デビュー当初は地元・福岡を離れたくなかったそうだが、16歳で単身上京。「俳優として頑張ろうと腹をくくりました。家族も“ダメだったら帰ってきてもいいのよ”とは言ってくれませんでしたし(笑)」――中村さんが演じるのは、佐賀の紳士服量販店で働く光代と恋に落ち、自らが犯した罪を打ち明ける祐一。そこから2人の逃避行が始まります。祐一についてはどう感じていますか?
「子供の頃にすごく辛い経験をしたこともあって、自分の思いを話せる人、受け入れてくれる人をずっと探していたんだと思います。光代さんのほうも、自分の居場所を探していた。多くの人には愛されなかった2人だけれども、お互いに出会い、わかり合える存在が1人でもできてよかった。だからこそ祐一は、その人のために自ら進んで“悪人”になれたんだろうなと。でもきっと、観る人それぞれが違うものを感じられるのが、この作品。僕は、そこがとても好きです。僕達の仕事は、お客さんに答えを提示することよりも、どう思いますか?と疑問を投げかけることなのかなと思っているので。もちろん作品にもよりますけれども、自分の根っことしては、そうありたいと思っています」
――演じる役によって全く違う顔を見せる中村さん。俳優になってよかったなと感じるのは、どんな時でしょう?

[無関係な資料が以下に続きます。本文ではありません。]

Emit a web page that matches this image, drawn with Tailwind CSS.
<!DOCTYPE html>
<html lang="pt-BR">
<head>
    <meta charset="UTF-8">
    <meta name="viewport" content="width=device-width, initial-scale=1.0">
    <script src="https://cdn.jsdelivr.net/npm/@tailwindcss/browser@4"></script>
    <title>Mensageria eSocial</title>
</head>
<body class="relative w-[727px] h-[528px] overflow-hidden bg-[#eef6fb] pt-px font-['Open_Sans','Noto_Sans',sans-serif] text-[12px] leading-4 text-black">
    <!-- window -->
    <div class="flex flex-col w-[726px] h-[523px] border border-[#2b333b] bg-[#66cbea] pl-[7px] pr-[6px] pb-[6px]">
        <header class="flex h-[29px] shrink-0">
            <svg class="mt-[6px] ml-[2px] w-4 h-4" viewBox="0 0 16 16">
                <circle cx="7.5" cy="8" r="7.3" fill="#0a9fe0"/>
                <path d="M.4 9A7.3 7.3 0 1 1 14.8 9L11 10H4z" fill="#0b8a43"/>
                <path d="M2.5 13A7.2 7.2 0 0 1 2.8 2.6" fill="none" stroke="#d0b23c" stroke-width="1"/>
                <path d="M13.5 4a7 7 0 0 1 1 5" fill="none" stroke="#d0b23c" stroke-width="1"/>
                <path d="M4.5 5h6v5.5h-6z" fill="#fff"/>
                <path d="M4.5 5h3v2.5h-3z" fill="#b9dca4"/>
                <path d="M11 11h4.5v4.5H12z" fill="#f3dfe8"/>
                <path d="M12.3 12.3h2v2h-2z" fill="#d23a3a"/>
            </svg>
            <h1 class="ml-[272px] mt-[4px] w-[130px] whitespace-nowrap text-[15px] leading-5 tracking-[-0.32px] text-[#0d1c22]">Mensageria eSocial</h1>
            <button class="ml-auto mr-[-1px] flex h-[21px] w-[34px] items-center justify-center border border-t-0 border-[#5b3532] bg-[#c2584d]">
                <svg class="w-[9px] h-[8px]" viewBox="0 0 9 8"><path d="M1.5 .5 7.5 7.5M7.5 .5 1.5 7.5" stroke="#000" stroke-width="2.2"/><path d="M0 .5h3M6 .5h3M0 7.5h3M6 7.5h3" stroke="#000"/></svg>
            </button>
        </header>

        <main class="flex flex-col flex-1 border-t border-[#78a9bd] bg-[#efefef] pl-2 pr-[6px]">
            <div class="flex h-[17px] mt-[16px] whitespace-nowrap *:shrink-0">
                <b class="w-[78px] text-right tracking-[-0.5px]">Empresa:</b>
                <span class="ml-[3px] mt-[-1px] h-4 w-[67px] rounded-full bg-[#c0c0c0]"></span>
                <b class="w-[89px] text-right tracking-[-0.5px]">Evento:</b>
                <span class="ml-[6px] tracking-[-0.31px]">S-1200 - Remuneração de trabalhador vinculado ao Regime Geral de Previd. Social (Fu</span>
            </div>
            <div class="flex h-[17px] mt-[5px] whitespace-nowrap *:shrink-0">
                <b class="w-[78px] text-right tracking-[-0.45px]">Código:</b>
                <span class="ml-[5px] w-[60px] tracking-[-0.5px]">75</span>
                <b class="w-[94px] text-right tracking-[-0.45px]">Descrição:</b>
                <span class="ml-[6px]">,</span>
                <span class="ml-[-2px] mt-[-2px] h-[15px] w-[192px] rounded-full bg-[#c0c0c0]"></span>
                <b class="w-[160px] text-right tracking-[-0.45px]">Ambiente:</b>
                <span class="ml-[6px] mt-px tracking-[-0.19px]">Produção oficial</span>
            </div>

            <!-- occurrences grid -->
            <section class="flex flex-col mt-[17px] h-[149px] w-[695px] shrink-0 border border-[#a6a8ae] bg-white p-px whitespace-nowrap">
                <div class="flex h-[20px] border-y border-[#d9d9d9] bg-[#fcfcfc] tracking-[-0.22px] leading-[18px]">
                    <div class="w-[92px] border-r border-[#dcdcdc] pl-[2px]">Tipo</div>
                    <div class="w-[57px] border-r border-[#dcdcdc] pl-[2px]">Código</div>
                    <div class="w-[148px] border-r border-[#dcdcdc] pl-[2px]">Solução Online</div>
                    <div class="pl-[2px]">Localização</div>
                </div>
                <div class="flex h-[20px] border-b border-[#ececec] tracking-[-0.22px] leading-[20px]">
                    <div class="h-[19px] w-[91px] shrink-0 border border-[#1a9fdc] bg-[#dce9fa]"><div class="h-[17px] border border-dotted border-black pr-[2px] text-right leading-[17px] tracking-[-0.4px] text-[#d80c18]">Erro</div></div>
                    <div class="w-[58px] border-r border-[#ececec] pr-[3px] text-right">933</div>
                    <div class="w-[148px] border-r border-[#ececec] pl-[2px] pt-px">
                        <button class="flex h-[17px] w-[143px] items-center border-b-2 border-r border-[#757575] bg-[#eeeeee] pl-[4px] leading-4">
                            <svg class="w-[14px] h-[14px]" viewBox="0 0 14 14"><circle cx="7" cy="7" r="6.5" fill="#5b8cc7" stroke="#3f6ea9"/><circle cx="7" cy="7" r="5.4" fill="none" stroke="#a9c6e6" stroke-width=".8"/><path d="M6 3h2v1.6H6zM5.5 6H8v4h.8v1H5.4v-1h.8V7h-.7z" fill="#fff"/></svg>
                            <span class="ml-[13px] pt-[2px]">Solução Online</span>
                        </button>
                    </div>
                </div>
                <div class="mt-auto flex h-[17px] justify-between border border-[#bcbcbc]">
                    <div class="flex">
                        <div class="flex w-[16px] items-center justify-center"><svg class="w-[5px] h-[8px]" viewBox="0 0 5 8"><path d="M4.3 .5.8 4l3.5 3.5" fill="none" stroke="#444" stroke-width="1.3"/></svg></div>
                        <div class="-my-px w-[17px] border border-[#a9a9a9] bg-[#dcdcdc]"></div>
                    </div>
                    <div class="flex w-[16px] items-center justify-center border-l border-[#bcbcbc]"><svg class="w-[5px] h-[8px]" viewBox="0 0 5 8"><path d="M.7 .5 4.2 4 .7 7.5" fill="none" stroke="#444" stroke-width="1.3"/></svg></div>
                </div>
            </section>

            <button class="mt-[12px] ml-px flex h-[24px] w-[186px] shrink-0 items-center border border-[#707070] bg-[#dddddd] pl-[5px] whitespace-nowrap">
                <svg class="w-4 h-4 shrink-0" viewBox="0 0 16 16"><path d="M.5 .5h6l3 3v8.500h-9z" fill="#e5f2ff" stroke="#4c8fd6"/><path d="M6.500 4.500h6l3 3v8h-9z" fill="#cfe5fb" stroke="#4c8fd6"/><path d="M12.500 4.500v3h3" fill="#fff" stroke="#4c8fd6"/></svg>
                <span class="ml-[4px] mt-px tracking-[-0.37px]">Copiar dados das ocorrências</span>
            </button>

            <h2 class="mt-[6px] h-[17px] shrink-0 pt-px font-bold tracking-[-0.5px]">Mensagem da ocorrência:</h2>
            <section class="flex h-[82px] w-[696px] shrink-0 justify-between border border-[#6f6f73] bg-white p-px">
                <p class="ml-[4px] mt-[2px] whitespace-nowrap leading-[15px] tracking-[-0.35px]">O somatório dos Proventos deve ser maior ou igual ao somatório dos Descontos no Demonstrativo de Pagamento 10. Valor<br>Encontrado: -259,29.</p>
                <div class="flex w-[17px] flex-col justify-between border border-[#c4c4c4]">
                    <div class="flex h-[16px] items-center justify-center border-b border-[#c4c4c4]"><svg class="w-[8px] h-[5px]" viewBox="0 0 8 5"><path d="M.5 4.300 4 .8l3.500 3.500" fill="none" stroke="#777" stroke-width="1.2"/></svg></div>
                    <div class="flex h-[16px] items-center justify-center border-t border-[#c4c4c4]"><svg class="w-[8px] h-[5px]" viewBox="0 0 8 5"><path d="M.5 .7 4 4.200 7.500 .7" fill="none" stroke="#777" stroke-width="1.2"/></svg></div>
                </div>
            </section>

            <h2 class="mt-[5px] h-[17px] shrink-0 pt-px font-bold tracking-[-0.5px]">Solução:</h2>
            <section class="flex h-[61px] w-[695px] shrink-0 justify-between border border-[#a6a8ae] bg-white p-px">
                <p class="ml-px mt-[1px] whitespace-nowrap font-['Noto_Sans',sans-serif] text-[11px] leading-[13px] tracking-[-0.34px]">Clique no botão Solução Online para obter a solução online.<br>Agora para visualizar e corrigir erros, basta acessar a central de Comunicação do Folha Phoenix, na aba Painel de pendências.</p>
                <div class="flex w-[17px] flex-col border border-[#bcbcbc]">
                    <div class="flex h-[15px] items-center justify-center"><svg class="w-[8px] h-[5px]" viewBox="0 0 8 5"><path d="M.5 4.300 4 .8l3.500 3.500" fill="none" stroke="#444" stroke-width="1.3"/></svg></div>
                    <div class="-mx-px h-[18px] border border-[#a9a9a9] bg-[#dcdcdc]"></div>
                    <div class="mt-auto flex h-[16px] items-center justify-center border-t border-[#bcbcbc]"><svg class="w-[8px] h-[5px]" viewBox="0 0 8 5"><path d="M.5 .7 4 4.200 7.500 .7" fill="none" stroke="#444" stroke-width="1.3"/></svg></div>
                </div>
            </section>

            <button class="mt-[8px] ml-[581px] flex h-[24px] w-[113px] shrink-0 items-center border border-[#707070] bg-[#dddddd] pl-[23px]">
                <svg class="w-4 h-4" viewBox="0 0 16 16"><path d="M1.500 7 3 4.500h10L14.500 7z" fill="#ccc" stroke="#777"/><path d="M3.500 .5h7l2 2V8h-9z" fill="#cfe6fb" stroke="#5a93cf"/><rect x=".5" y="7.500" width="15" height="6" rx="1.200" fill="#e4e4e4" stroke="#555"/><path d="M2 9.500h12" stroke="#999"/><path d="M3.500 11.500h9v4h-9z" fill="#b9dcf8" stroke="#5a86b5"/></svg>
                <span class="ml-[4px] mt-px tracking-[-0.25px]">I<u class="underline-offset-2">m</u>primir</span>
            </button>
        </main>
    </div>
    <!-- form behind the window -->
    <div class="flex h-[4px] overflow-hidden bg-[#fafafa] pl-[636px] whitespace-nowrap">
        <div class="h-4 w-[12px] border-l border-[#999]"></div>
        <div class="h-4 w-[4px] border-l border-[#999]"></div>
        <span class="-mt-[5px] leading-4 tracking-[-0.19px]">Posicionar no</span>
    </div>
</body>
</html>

「前は、そんなことを感じる余裕もなかったんですが(笑)、作品ごとに違う役ができることに楽しさを感じるようになってからは、俳優をやってよかったなと思うようになりました。役を通して自分も考え方が変わったりするし、ちょっとずつではありますけれども、人として大きく成長していけるような気がしています。色々な人の人生を経験させてもらう中で、そういう自分の変化を少しでも感じることができた時は、やっぱり嬉しいですね」
――では、舞台はどういう存在ですか?
「自分の引き出しの少なさとか、役者としての力の無さみたいなものを、痛いほど感じさせられる場所です。中身が空っぽのままだと、絶対に立てない。僕は自分に嘘がつけなくて、役としての気持ちに少しでも嘘があると違和感が生まれて、気持ち悪くなってしまうんです。舞台では、それが観ている人にもあからさまに伝わってしまう。感情のままに動いたりするのは楽しいんですけれども、そういうところが怖いです。でも、そこまで感じられる場所って、すごく大事だなと思います」
2015年秋の連続ドラマ『無痛~診える眼~』では、頭髪と眉を剃り落して先天性無痛症と無毛症を持つ難役を務め、話題を呼んだ。